Menurut Sopiah, (2008: 72) alasan utama pegawai berusaha menghambat  terjadinya perubahan, yaitu:
1.      Direct Cost,  berkaitan dengan biaya yang harus ditanggung akibat adanya perubahan  karena perubahan membutuhkan biaya besar dan pegawai kawatir akan berkurangnya  pendapatan mereka.
2.      Saving Face, menunjukkan bahwa perubahan adalah keputusan yang salah.
3.      Fear of The Unknow, orang yang menghambat suatu perubahan karena mereka  khawatir tidak bisa menyesuaikan diri dengan organisasi baru.
4.      Breaking Routing, orang yang cenderung mempertahankan rutinitas karena mereka  telah nyaman dengan situasi yang ada.
5.      Incongruent Organizational Systems, sistem organisasi tidak mendorong terjadinya  perubahan yang berkaitan dengan penggajian/upah seleksi, pelatihan dan sistem kontrol.
6.      Incongruent Team Dynamics, tim perubahan dimaksudkan untuk menciptakan norma-normabaru yang mungkin kurang dapat diterima oleh para anggota organisasi.
Faktor penghambat menurut Robbins (2008:344) adalah
1.      Sumber-sumber individual
a.       Kebiasaan,  untuk menghadapi kompleksitas kehidupan, manusia menggunakan kebiasaan atau respon yang terprogram.
b.      Rasa aman, orang yang memiliki kebutuhan akan rasa aman yang cukup besar cenderung menolak perubahan.
c.       Faktor-faktor ekonomi,  berbagai perubahan dalam tugas pekerjaan atau rutinitas pekerjaan yang telah pasti bisa menyebabkan munculnya ketakutan ekonomis .
d.      Takut pada hal yang belum diketahui, perubahan tak ubah seperti ambiguitas dan ketidakpastian mengenai hal-hal yang belum diketahui
e.       Pemrosesan informasi yang selektif,  individu bersalah karena secara selektif memproses informasi guna membuat persepsi mereka tetap utuh.
2.      Sumber-sumber organisasional
a.       Inersia struktural,  organisasi memiliki mekanisme tertentu seperti proses seleksi dan regulasi.

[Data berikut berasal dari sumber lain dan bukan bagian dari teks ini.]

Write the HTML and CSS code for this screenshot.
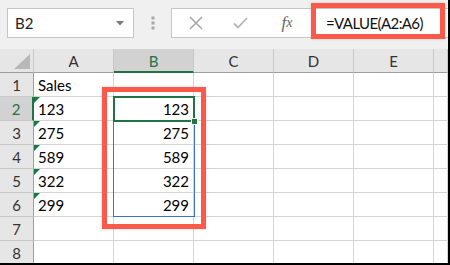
FILE: index.html
```html
<!DOCTYPE html>
<html lang="en">
<head>
    <meta charset="UTF-8">
    <title>VALUE formula</title>
    <link rel="stylesheet" href="styles.css">
</head>
<body>

<div class="window">
    <div class="toolbar">
        <div class="namebox">
            <span>B2</span>
            <svg class="arrow" width="8" height="5" viewBox="0 0 8 5"><path d="M0 0h8L4 4.5z" fill="#7a7a7a"/></svg>
        </div>
        <div class="grip">
            <svg width="4" height="14" viewBox="0 0 4 14"><rect x="0.5" y="0.5" width="3" height="3" fill="#a8a8a8"/><rect x="0.5" y="5.5" width="3" height="3" fill="#a8a8a8"/><rect x="0.5" y="10.5" width="3" height="3" fill="#a8a8a8"/></svg>
        </div>
        <div class="formula">
            <span class="btn">
                <svg width="14" height="14" viewBox="0 0 14 14"><path d="M1 1L13 13M13 1L1 13" stroke="#a8a8a8" stroke-width="1.6" fill="none"/></svg>
            </span>
            <span class="btn">
                <svg width="15" height="12" viewBox="0 0 15 12"><path d="M1 6.5L5 10.5L14 1" stroke="#b4b4b4" stroke-width="1.8" fill="none"/></svg>
            </span>
            <span class="btn fx">f<span class="x">x</span></span>
            <span class="input">=VALUE(A2:A6)</span>
        </div>
        <div class="callout formula-callout"></div>
    </div>

    <div class="sheet">
        <div class="hd corner">
            <svg width="16" height="15" viewBox="0 0 16 15"><path d="M16 0V15H0z" fill="#b8b8b8"/></svg>
        </div>
        <div class="hd col">A</div>
        <div class="hd col active">B</div>
        <div class="hd col">C</div>
        <div class="hd col">D</div>
        <div class="hd col">E</div>
        <div class="hd col"></div>

        <div class="hd row">1</div>
        <div class="cell">Sales</div><div class="cell"></div><div class="cell"></div><div class="cell"></div><div class="cell"></div><div class="cell"></div>

        <div class="hd row active">2</div>
        <div class="cell text-num">123</div><div class="cell num">123</div><div class="cell"></div><div class="cell"></div><div class="cell"></div><div class="cell"></div>

        <div class="hd row">3</div>
        <div class="cell text-num">275</div><div class="cell num">275</div><div class="cell"></div><div class="cell"></div><div class="cell"></div><div class="cell"></div>

        <div class="hd row">4</div>
        <div class="cell text-num">589</div><div class="cell num">589</div><div class="cell"></div><div class="cell"></div><div class="cell"></div><div class="cell"></div>

        <div class="hd row">5</div>
        <div class="cell text-num">322</div><div class="cell num">322</div><div class="cell"></div><div class="cell"></div><div class="cell"></div><div class="cell"></div>

        <div class="hd row">6</div>
        <div class="cell text-num">299</div><div class="cell num">299</div><div class="cell"></div><div class="cell"></div><div class="cell"></div><div class="cell"></div>

        <div class="hd row">7</div>
        <div class="cell"></div><div class="cell"></div><div class="cell"></div><div class="cell"></div><div class="cell"></div><div class="cell"></div>

        <div class="hd row">8</div>
        <div class="cell"></div><div class="cell"></div><div class="cell"></div><div class="cell"></div><div class="cell"></div><div class="cell"></div>

        <!-- selection and callout overlays -->
        <div class="range"></div>
        <div class="active-cell"></div>
        <div class="handle"></div>
        <div class="callout column-callout"></div>
    </div>
</div>

</body>
</html>
```

FILE: styles.css
```css
* { box-sizing: border-box; }

body {
    margin: 0;
    font-family: Lato, "Liberation Sans", sans-serif;
    color: #000;
}

.window {
    width: 450px;
    height: 265px;
    overflow: hidden;
    border-right: 2px solid #000;
    border-bottom: 2px solid #000;
    background: #fff;
}

/* formula bar */
.toolbar {
    position: relative;
    display: flex;
    align-items: flex-start;
    height: 49px;
    padding-top: 8px;
    background: #f0f0f0;
}

.namebox {
    display: flex;
    align-items: center;
    justify-content: space-between;
    width: 127px;
    height: 30px;
    margin-left: 7px;
    padding: 0 9px 0 7px;
    background: #fff;
    border: 1px solid #c6c6c6;
    font-size: 15px;
    color: #222;
}

.grip {
    display: flex;
    justify-content: center;
    align-items: center;
    width: 37px;
    height: 30px;
}

.formula {
    display: flex;
    align-items: center;
    flex: 1;
    height: 30px;
    background: #fff;
    border: 1px solid #c6c6c6;
    border-right: none;
}

.btn {
    display: flex;
    justify-content: center;
    align-items: center;
    width: 45px;
    height: 28px;
}

.btn:first-child { margin-left: 1px; }

.fx {
    font-family: "Liberation Serif", serif;
    font-style: italic;
    font-size: 17px;
    color: #666;
    width: 48px;
}

.fx .x { font-size: 14px; }

.input {
    margin-left: 15px;
    font-size: 15px;
    letter-spacing: -0.6px;
    color: #111;
}

.callout {
    position: absolute;
    border: 5px solid #fb5a4b;
    box-shadow: 0 0 3px rgba(0, 0, 0, 0.15);
}

.formula-callout {
    left: 311px;
    top: 3px;
    width: 134px;
    height: 36px;
}

/* grid */
.sheet {
    position: relative;
    display: grid;
    grid-template-columns: 34px repeat(5, 80px) 1fr;
    grid-template-rows: 24px repeat(8, 24px);
    font-size: 15px;
}

.hd {
    display: flex;
    justify-content: center;
    align-items: center;
    background: #e6e6e6;
    color: #333;
}

.corner {
    justify-content: flex-end;
    align-items: flex-end;
    padding: 0 3px 3px 0;
    border-right: 1px solid #c8c8c8;
    border-bottom: 1px solid #9f9f9f;
}

.col {
    border-right: 1px solid #c8c8c8;
    border-bottom: 1px solid #9f9f9f;
    padding-top: 1px;
}

.row {
    border-right: 1px solid #9f9f9f;
    border-bottom: 1px solid #c8c8c8;
}

.col.active {
    background: #d2d2d2;
    color: #217346;
    border-bottom: 2px solid #217346;
}

.row.active {
    background: #d2d2d2;
    color: #217346;
    border-right: 2px solid #217346;
}

.cell {
    display: flex;
    align-items: center;
    padding: 0 4px;
    border-right: 1px solid #d4d4d4;
    border-bottom: 1px solid #d4d4d4;
}

.num { justify-content: flex-end; }

.text-num { position: relative; }

.text-num::before {
    content: "";
    position: absolute;
    left: 0;
    top: 0;
    border-top: 6px solid #107c41;
    border-right: 6px solid transparent;
}

.range {
    position: absolute;
    left: 113px;
    top: 47px;
    width: 82px;
    height: 121px;
    border: 1px solid #3f6fc6;
}

.active-cell {
    position: absolute;
    left: 113px;
    top: 47px;
    width: 82px;
    height: 26px;
    border: 2px solid #217346;
}

.handle {
    position: absolute;
    left: 191px;
    top: 69px;
    width: 7px;
    height: 7px;
    background: #217346;
    border: 1px solid #fff;
}

.column-callout {
    left: 102px;
    top: 38px;
    width: 104px;
    height: 142px;
}
```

Ketika suatu organisasi dihadapkan pada perubahan, inersia struktural bertindak selaku kekuatan penyeimbang yang mencoba mempertahankan stabilitas.
b.      Fokus perubahan yang terbatas,  organisasi terbangun dari sejumlah subsistem yang paling bergantung. Satu subsistem tidak dapat diubah tanpa mempangaruhi subsistem yang lain.
c.       Inersia kelompok,  jika individu-individu yang akan melakukan perubahan, berbagai norma kelompok akan menjadi penghambat dalam mendukung perubahan.
d.      Ancaman terhadap keahlian,  perubahan dalam suatu struktur organisasi dapat memberikan ancaman bagi kedudukan istimewa suatu kelompok ahli tertentu.
e.       Ancaman terhadap relasi yang sudah mapan, setiap wewenang pengambilan keputusan baru, dapat mengancam relasi yang sudah mapan dan berjalin lama dengan organisasi yang bersangkutan.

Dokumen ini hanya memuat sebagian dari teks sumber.